Here are some cases to the specific forms this indirect harassment takes, as identified by legal and social researchers.
‘It Is Not Dowry, It Is Love’: How Indian Families Rationalise an Illegal Practice?
The most sophisticated tool in the indirect dowry demand arsenal is not a taunt or a joke. It is the language of love itself. The phrase most frequently heard in cases where the bride’s family complies with a dowry demand is: “We gave it out of love, not because they asked.”
This rationalisation serves both sides. As a means of preserving dignity, the bride’s family reframes coerced compliance as a lesson in parental generosity. The in-law family maintains legal cover by ensuring no demand was ever formally made. Everyone agrees it was love.
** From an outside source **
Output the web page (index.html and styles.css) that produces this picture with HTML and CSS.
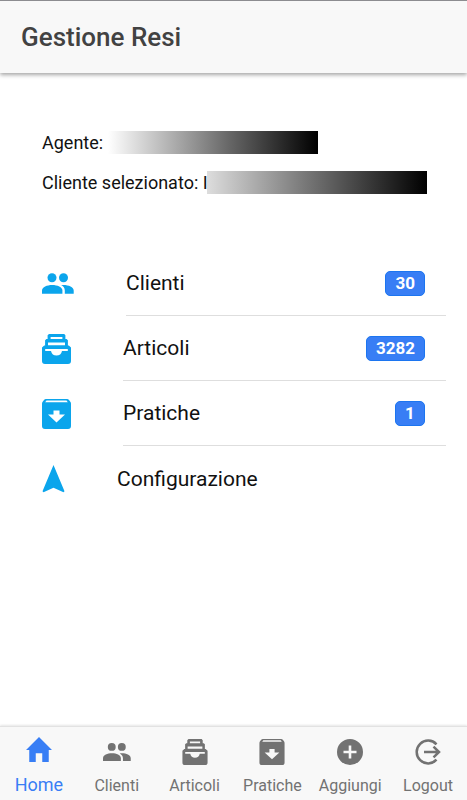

The woman caught between these two performances of affection has nowhere to turn.
The systematic use of the language of love to make illegal demands is one of the primary reasons, the Dowry Prohibition Act has produced so few convictions in over 6 decades.
What Needs to Change?
The Twisha Sharma case has several features that make it unusual: a high-profile accused, a former district judge as the mother-in-law, CBI involvement, and significant media attention. Most dowry cases have none of these. Most are filed in overwhelmed district courts, investigated by local police with limited resources, and quietly settled or abandoned under family pressure.
Here are some reforms that can help increase conviction rates in dowry cases:
- The first is faster investigation timelines, as evidence in dowry cases deteriorates quickly and witnesses turn hostile.
- The second is stronger witness protection for the woman’s natal family, who face social and sometimes physical pressure to withdraw.
- The third is mandatory psychological autopsies in all cases of unnatural death of a married woman within seven years of marriage.
Until those changes happen, the daily toll of dowry-related deaths will continue! That’s 5,737 a year. But each one is just a number in an NCRB table but it’s an unforgettable pain for a family.